Last, as discussed above, once precursor cells are recruited to differentiate into white adipocytes, they are conceptually permanent. Recent studies in vivo in humans suggest that adipocytes are constantly being formed and undergo apoptosis.101,109 These high turnover rates for adipose tissue suggest that a reduction in adipocyte recruitment and/or an increase in adipocyte apoptosis might lead to a reduction in adipocyte mass. As noted for the lipolytic pathways, if the excess energy is not completely oxidized, then a possible outcome might be accumulation of lipid in skeletal muscle and liver, as occurs in lipodystrophy syndromes. This approach would make sense in the setting of weight loss achieved by other means as a way to reduce the number of lipid-storing small adipocytes.

Another approach to reversing excess lipid supply to the liver and skeletal muscle is to modulate lipolysis. Lipolysis is disordered in obesity and in type 2 diabetes, where insulin fails to fully suppress lipolysis. Decreasing lipolysis to mimic the normal decrease in FFA that occurs with daytime meals might improve insulin action.
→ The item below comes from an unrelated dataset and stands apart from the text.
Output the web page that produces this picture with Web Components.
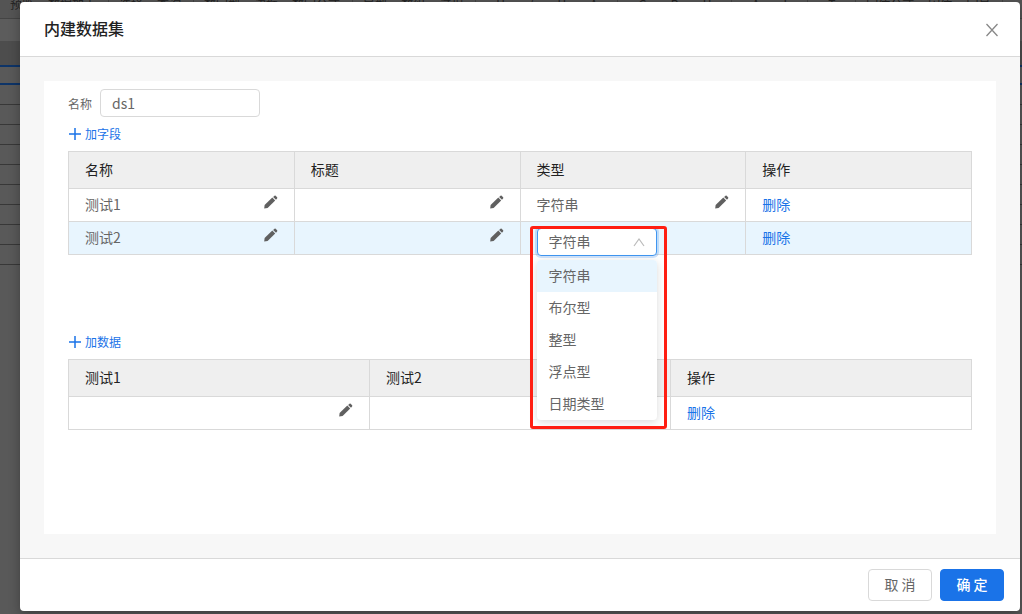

Indeed, reducing lipolysis for only 7 days improved insulin action in vivo.88,339 Preserving the increase in lipolysis during sleep and exercise might be necessary for normalizing the meal-related and circadian pattern of lipolysis.
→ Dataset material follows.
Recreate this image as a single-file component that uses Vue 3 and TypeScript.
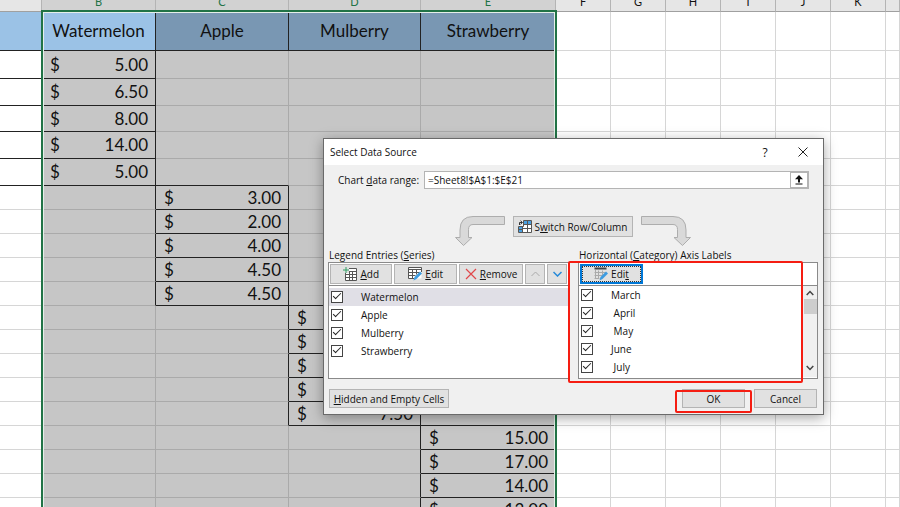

In addition to exercise, which improves blood flow and insulin sensitivity in adipose tissue, it might be possible to pharmacologically manipulate lipolysis. Nicotinic acid therapy is a well-established treatment for hypertriglyceridemia and low high-density lipoprotein (HDL) cholesterol, and the recent discovery of a nicotinic acid receptor (HM74) has opened the door for the development of small molecule inhibitors of lipolysis.³⁴⁰ Other previously orphan G protein–coupled receptors such as the antilipolytic GPR 43 are ripe as targets for improving insulin sensitivity via suppression of lipolysis.³⁴¹ GPR 43 belongs to a subfamily of GPRs that include GPR 40 and GPR 41; all are fatty acid receptors. Given the modulation of lipolysis across the day, the rational design of these drugs should consider dosing and pharmacokinetics in an attempt to mimic the normal variation in free fatty acids.